The cruelty of the humans who kill Ruby’s mother to saw her tusks off is contrasted with the kindness of Jabori at the elephant shelter. Applegate does not wholly condemn humanity’s treatment of animals; instead, she acknowledges that humans can use their position of relative power to either help animals or to treat them with indifference or outright cruelty. The Importance of Friendship and Family is explored in the character of Jabori, who soothes Ruby in her time of greatest distress: “He constantly sang or hummed or talked in that low, wind-in-the-trees voice” (117).
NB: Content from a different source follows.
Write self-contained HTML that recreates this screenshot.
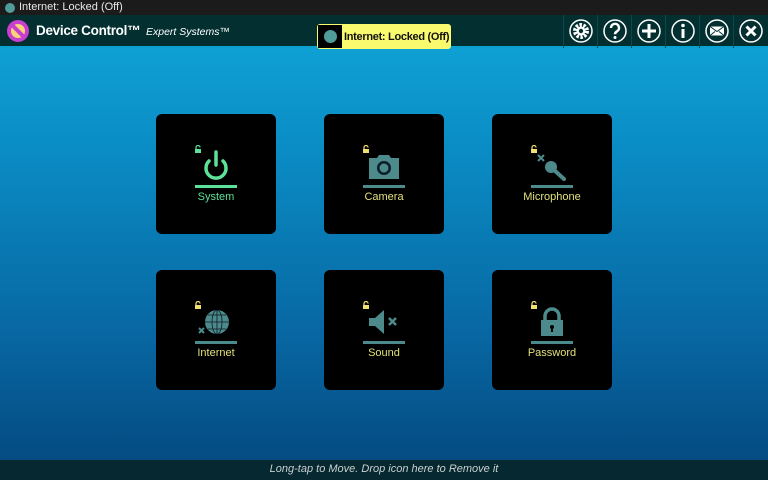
<!DOCTYPE html>
<html><head><style>
*{margin:0;padding:0;box-sizing:border-box}
body{width:768px;height:480px;overflow:hidden;font-family:"Liberation Sans",sans-serif;position:relative;background:linear-gradient(#11aadb 0px,#0a8cc4 150px,#0868a3 330px,#044b82 460px)}
#sb{position:absolute;left:0;top:0;width:768px;height:15px;background:#1b1b1b;color:#e8e8e8;font-size:11px;line-height:15px;padding-left:19px}
#hd{position:absolute;left:0;top:15px;width:768px;height:33px;background:#032f30;border-bottom:2px solid #0aa0d0}
.t{position:absolute;color:#fff;font-weight:bold;font-size:13.5px;top:8px;left:36px;white-space:nowrap;letter-spacing:-0.3px}
.s{position:absolute;color:#fff;font-style:italic;font-size:10.5px;top:11px;left:146px;white-space:nowrap}
#bd{position:absolute;left:317px;top:9px;width:134px;height:25px;background:#fafa6e;border-radius:3px;font-size:11px;font-weight:bold;color:#111;line-height:27px;padding-left:27px;white-space:nowrap;letter-spacing:-0.3px}
#bd i{position:absolute;left:1px;top:1px;width:24px;height:23px;background:#000}
#bd i:after{content:"";position:absolute;left:6px;top:5px;width:13px;height:13px;border-radius:50%;background:#4f9c9a}
.btn{position:absolute;top:0;width:34px;height:33px;border-left:1px solid #0b4a4a}
.btn svg{position:absolute;left:5px;top:4px}
.tile{position:absolute;width:120px;height:120px;background:#000;border-radius:6px}
.tile .ln{position:absolute;left:39px;top:71px;width:42px;height:3px;background:#4d8a8c}
.tile .lb{position:absolute;left:0;width:120px;top:77px;text-align:center;font-size:11px;color:#e3e07a}
.tile .lk{position:absolute;left:38px;top:31px}
.tile svg.ic{position:absolute;left:40px;top:34px}
#ft{position:absolute;left:0;top:460px;width:768px;height:20px;background:#062830;color:#c8d0d0;font-style:italic;font-size:11px;text-align:center;line-height:18px}
</style></head><body>
<div id="sb"><span style="position:absolute;left:5px;top:3px;width:10px;height:10px;border-radius:50%;background:#4f9c9a"></span>Internet: Locked (Off)</div>
<div id="hd">
<svg style="position:absolute;left:7px;top:5px" width="22" height="22"><circle cx="11" cy="11" r="9" fill="#f9d27a" stroke="#c83fd0" stroke-width="4"/><line x1="5" y1="5" x2="17" y2="17" stroke="#c83fd0" stroke-width="4"/></svg>
<div class="t">Device Control™</div><div class="s">Expert Systems™</div>
<div id="bd"><i></i>Internet: Locked (Off)</div>
<div class="btn" style="left:563px"><svg width="24" height="24"><circle cx="12" cy="12" r="11" fill="none" stroke="#fff" stroke-width="1.5"/><circle cx="12" cy="12" r="6" fill="none" stroke="#fff" stroke-width="4" stroke-dasharray="2.4 1.4"/><circle cx="12" cy="12" r="4.5" fill="#fff"/><circle cx="12" cy="12" r="2.2" fill="#032f30"/></svg></div>
<div class="btn" style="left:597px"><svg width="24" height="24"><circle cx="12" cy="12" r="11" fill="none" stroke="#fff" stroke-width="1.5"/><path d="M8 9a4 4 0 1 1 6 3.3c-1.5 1-2 1.5-2 3" fill="none" stroke="#fff" stroke-width="2.5"/><circle cx="12" cy="18.5" r="1.5" fill="#fff"/></svg></div>
<div class="btn" style="left:631px"><svg width="24" height="24"><circle cx="12" cy="12" r="11" fill="none" stroke="#fff" stroke-width="1.5"/><path d="M12 5v14M5 12h14" stroke="#fff" stroke-width="3"/></svg></div>
<div class="btn" style="left:665px"><svg width="24" height="24"><circle cx="12" cy="12" r="11" fill="none" stroke="#fff" stroke-width="1.5"/><circle cx="12" cy="6.5" r="1.8" fill="#fff"/><path d="M12 10v9" stroke="#fff" stroke-width="3"/></svg></div>
<div class="btn" style="left:699px"><svg width="24" height="24"><circle cx="12" cy="12" r="11" fill="none" stroke="#fff" stroke-width="1.5"/><rect x="5" y="7.5" width="14" height="9" fill="#fff"/><path d="M5 7.5l7 5 7-5M5 16.5l5-4M19 16.5l-5-4" stroke="#032f30" fill="none"/></svg></div>
<div class="btn" style="left:733px"><svg width="24" height="24"><circle cx="12" cy="12" r="11" fill="none" stroke="#fff" stroke-width="1.5"/><path d="M7.5 7.5l9 9M16.5 7.5l-9 9" stroke="#fff" stroke-width="3"/></svg></div>
</div>

<div class="tile" style="left:156px;top:114px">
<svg class="lk" width="8" height="8"><rect x="1" y="4" width="6" height="4" fill="#5de09a"/><path d="M2 4V2.5a2 2 0 0 1 4 0" fill="none" stroke="#5de09a" stroke-width="1.2"/></svg>
<svg class="ic" width="40" height="36"><path d="M13 13a10 10 0 1 0 14 0" fill="none" stroke="#5de09a" stroke-width="3.5" stroke-linecap="round"/><path d="M20 4v13" stroke="#5de09a" stroke-width="3.5" stroke-linecap="round"/></svg>
<div class="ln" style="background:#5de09a"></div><div class="lb" style="color:#5de09a">System</div></div>

<div class="tile" style="left:324px;top:114px">
<svg class="lk" width="8" height="8"><rect x="1" y="4" width="6" height="4" fill="#f0e070"/><path d="M2 4V2.5a2 2 0 0 1 4 0" fill="none" stroke="#f0e070" stroke-width="1.2"/></svg>
<svg class="ic" width="40" height="36"><path d="M5 10h8l2-3h10l2 3h8v21H5z" fill="#4d8a8c"/><circle cx="20" cy="20" r="7" fill="#0b1e2a"/><circle cx="20" cy="20" r="4.5" fill="#4d8a8c"/></svg>
<div class="ln"></div><div class="lb">Camera</div></div>

<div class="tile" style="left:492px;top:114px">
<svg class="lk" width="8" height="8"><rect x="1" y="4" width="6" height="4" fill="#f0e070"/><path d="M2 4V2.5a2 2 0 0 1 4 0" fill="none" stroke="#f0e070" stroke-width="1.2"/></svg>
<svg class="ic" width="40" height="36"><path d="M6 7l6 6M12 7l-6 6" stroke="#4d8a8c" stroke-width="2"/><path d="M22 22l10 9" stroke="#4d8a8c" stroke-width="4" stroke-linecap="round"/><circle cx="19" cy="19" r="6" fill="#4d8a8c"/></svg>
<div class="ln"></div><div class="lb">Microphone</div></div>

<div class="tile" style="left:156px;top:270px">
<svg class="lk" width="8" height="8"><rect x="1" y="4" width="6" height="4" fill="#f0e070"/><path d="M2 4V2.5a2 2 0 0 1 4 0" fill="none" stroke="#f0e070" stroke-width="1.2"/></svg>
<svg class="ic" width="40" height="36"><circle cx="21" cy="18" r="12" fill="#4d8a8c"/><path d="M9 18h24M21 6v24M12 11h18M12 25h18" stroke="#0a1a22" stroke-width="0.8" fill="none"/><ellipse cx="21" cy="18" rx="5" ry="12" stroke="#0a1a22" stroke-width="0.8" fill="none"/><path d="M3 24l5 5M8 24l-5 5" stroke="#4d8a8c" stroke-width="2"/></svg>
<div class="ln"></div><div class="lb">Internet</div></div>

<div class="tile" style="left:324px;top:270px">
<svg class="lk" width="8" height="8"><rect x="1" y="4" width="6" height="4" fill="#f0e070"/><path d="M2 4V2.5a2 2 0 0 1 4 0" fill="none" stroke="#f0e070" stroke-width="1.2"/></svg>
<svg class="ic" width="40" height="36"><path d="M5 14h6l9-8v24l-9-8H5z" fill="#4d8a8c"/><path d="M25 14l7 7M32 14l-7 7" stroke="#4d8a8c" stroke-width="2.5"/></svg>
<div class="ln"></div><div class="lb">Sound</div></div>

<div class="tile" style="left:492px;top:270px">
<svg class="lk" width="8" height="8"><rect x="1" y="4" width="6" height="4" fill="#f0e070"/><path d="M2 4V2.5a2 2 0 0 1 4 0" fill="none" stroke="#f0e070" stroke-width="1.2"/></svg>
<svg class="ic" width="40" height="36"><path d="M13 17v-5a7 7 0 0 1 14 0v5" fill="none" stroke="#4d8a8c" stroke-width="3.5"/><rect x="9" y="16" width="22" height="16" fill="#4d8a8c"/><circle cx="20" cy="23" r="2" fill="#000"/><rect x="19" y="23" width="2" height="5" fill="#000"/></svg>
<div class="ln"></div><div class="lb">Password</div></div>

<div id="ft">Long-tap to Move. Drop icon here to Remove it</div>
</body></html>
His love for Ruby is apparent in the thoughtfulness of his care and in the way he is able to anticipate her needs, much like her mother once did.
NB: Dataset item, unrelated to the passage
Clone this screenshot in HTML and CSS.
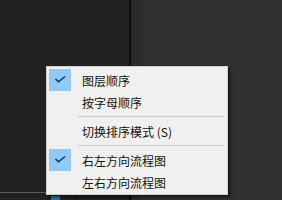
FILE: index.html
```html
<!DOCTYPE html>
<html lang="zh">
<head>
    <meta charset="UTF-8">
    <title>排序菜单</title>
    <link rel="stylesheet" href="styles.css">
</head>
<body>

<div class="workspace">
    <div class="panel-left">
        <div class="spacer"></div>
        <div class="bottom-line"></div>
        <div class="bottom-strip">
            <span class="chip"></span>
            <span class="tick"></span>
        </div>
    </div>
    <div class="divider"></div>
    <div class="band"></div>
    <div class="panel-right"></div>
</div>

<div class="menu">
    <div class="item">
        <span class="check on">
            <svg width="22" height="22" viewBox="0 0 22 22"><polyline points="6.5,10 9.5,12.8 16,7.5" fill="none" stroke="#1c3350" stroke-width="1.6"/></svg>
        </span>
        <span class="label">图层顺序</span>
    </div>
    <div class="item">
        <span class="check"></span>
        <span class="label">按字母顺序</span>
    </div>
    <div class="sep"></div>
    <div class="item">
        <span class="check"></span>
        <span class="label">切换排序模式 (S)</span>
    </div>
    <div class="sep"></div>
    <div class="item">
        <span class="check on">
            <svg width="22" height="22" viewBox="0 0 22 22"><polyline points="6.5,10 9.5,12.8 16,7.5" fill="none" stroke="#1c3350" stroke-width="1.6"/></svg>
        </span>
        <span class="label">右左方向流程图</span>
    </div>
    <div class="item">
        <span class="check"></span>
        <span class="label">左右方向流程图</span>
    </div>
</div>

</body>
</html>
```

FILE: styles.css
```css
/* fond sombre + menu contextuel */
body {
    margin: 0;
    width: 282px;
    height: 200px;
    overflow: hidden;
    background-color: #2f2f2f;
    font-family: "Noto Sans CJK SC", "Noto Sans", sans-serif;
}

.workspace {
    display: flex;
    height: 200px;
}

.panel-left {
    width: 129px;
    background-color: #222222;
    display: flex;
    flex-direction: column;
}

.spacer {
    flex: 1;
}

.bottom-line {
    height: 1px;
    background-color: #5c5c5c;
}

.bottom-strip {
    height: 7px;
    position: relative;
}

.chip {
    position: absolute;
    left: 51px;
    top: 3px;
    width: 9px;
    height: 4px;
    background-color: #2f6fb0;
}

.tick {
    position: absolute;
    left: 75px;
    top: 0;
    width: 1px;
    height: 7px;
    background-color: #111111;
}

.divider {
    width: 2px;
    background-color: #0c0c0c;
}

.band {
    width: 12px;
    background: linear-gradient(to right, #272727, #2b2b2b 40%, #2d2d2d);
}

.panel-right {
    flex: 1;
    background-color: #303030;
}

.menu {
    position: absolute;
    left: 46px;
    top: 66px;
    width: 182px;
    box-sizing: border-box;
    padding: 2px 0 1px 0;
    background-color: #f0f0f0;
    border: 1px solid #cfcfcf;
    box-shadow: 2px 2px 3px rgba(0, 0, 0, 0.55);
}

.item {
    display: flex;
    align-items: center;
    height: 22px;
    padding: 0 2px;
}

.check {
    width: 22px;
    height: 22px;
    margin-right: 11px;
    flex-shrink: 0;
}

.check.on {
    background-color: #91c9f7;
}

.check svg {
    display: block;
}

.label {
    font-size: 12px;
    color: #111111;
    white-space: nowrap;
}

.sep {
    height: 1px;
    margin: 3px 3px 3px 31px;
    background-color: #cdcdcd;
}
```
Ruby’s life at the orphanage is characterized as a relatively happy time, in spite of her grief over the loss of her mother and the traumatic circumstances of her mother’s death. Ruby’s resilience is demonstrated by her joyful playing with Jabori and with the other baby elephants. Chapter 60: “Milk and Mud” and Chapter 61: “Stampede” contain illustrations of Ruby looking happy and inquisitive with the other baby elephants as they engage in “mudfun” and foraging.
Ruby’s ongoing Coming of Age is made manifest here in her mature choice to confide in Uncle Ivan and Uncle Bob about her traumatic memories of her childhood in Africa. In her decision to unpack her complicated feelings about her tusks, which are undoubtedly interwoven with her mother’s tragic death, Ruby signals that her approaching Tuskday ceremony will be successful.